Patna, Sept. 17: Lalu Prasad may be the railway minister to the India, but his Bihar roots force him to pay more than lip service to put Bihar back on tracks.

In what observers describe as Lalu’s bid to revive his spell over Bihar’s people, Indian Railways Catering and Tourism Development Corporation (IRCTDC), a subsidiary of Indian Railways, would make a foray into what is more a Bihar State Tourism Development Corporation domain — Patna streets.

The rail board is all set to start a tourism package that is both cheap and has all the potential to allure people.

While talking about the package, general manager (east) of IRTDC T.C. Nagley said the Rs 399-package would be for a daylong tour of different places of historical and religious importance in Patna. “In this tour, a 20-seater luxury air-conditioned bus would take tourists to Kumhrar, Harmandir Saheb, Patna Museum, Gol Ghar and Sanjay Gandhi Biological Park,” Nagley added. The ride would be followed by a boat ride on the Ganga and a sumptuous lunch.

To be called Pataliputra Darshan, the bus service is likely to start its service from October 2 — the birthday of Mahatma Gandhi. Incidentally, Lalu Prasad recently also set up a Gandhi statue at Motihari railway station in East Champaran district of north Bihar.

Initially, the tour would be a weekly Sunday affair.

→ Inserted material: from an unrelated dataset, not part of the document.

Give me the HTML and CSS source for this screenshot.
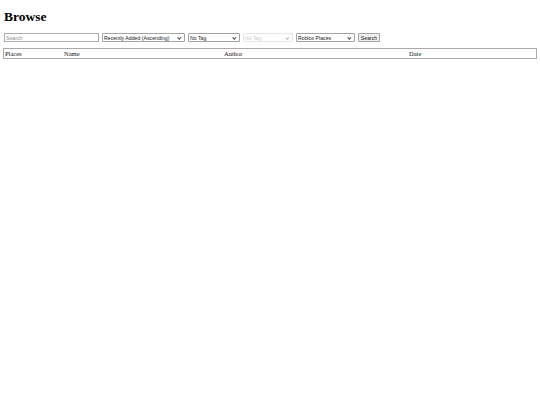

Nagley, however, confirmed that the frequency would increase depending on the tourists’ response.

Present plans state that the service would start and terminate at the Biscomaun Bhavan near Gandhi Maidan. It is Lalu Prasad who will naturally flag off the maiden journey from the Patna junction railway station on October 2.

To make it more tourist-friendly, the rail board has also struck a deal with the newly-opened, super mall Vishal Mega Mart, “which has agreed to offer 10 per cent discount to the tourists who would avail this package”.

Lalu’s critics, however, are sceptic about the success of the venture. “He is known for taking such populist measures which seldom succeed,” said JD(U) general secretary Shivanand Tiwary adding: “He began an air-conditioned train to transport vegetables from Bihar to Delhi’s vegetable marts. That failed miserably.”

Enumerating Lalu’s “failures”, Tiwary added: “He began small trains to ferry children in the Sanjay Gandhi Biological park here promising that the railways would maintain it. The zoo train is now a saga of ill repair and mismanagement.”

Lalu, said Tiway, began charwaha schools and pahalwan schools in the state soon after he became the Bihar chief minister in 1990. “The schools do not exist on the grounds today,” he added.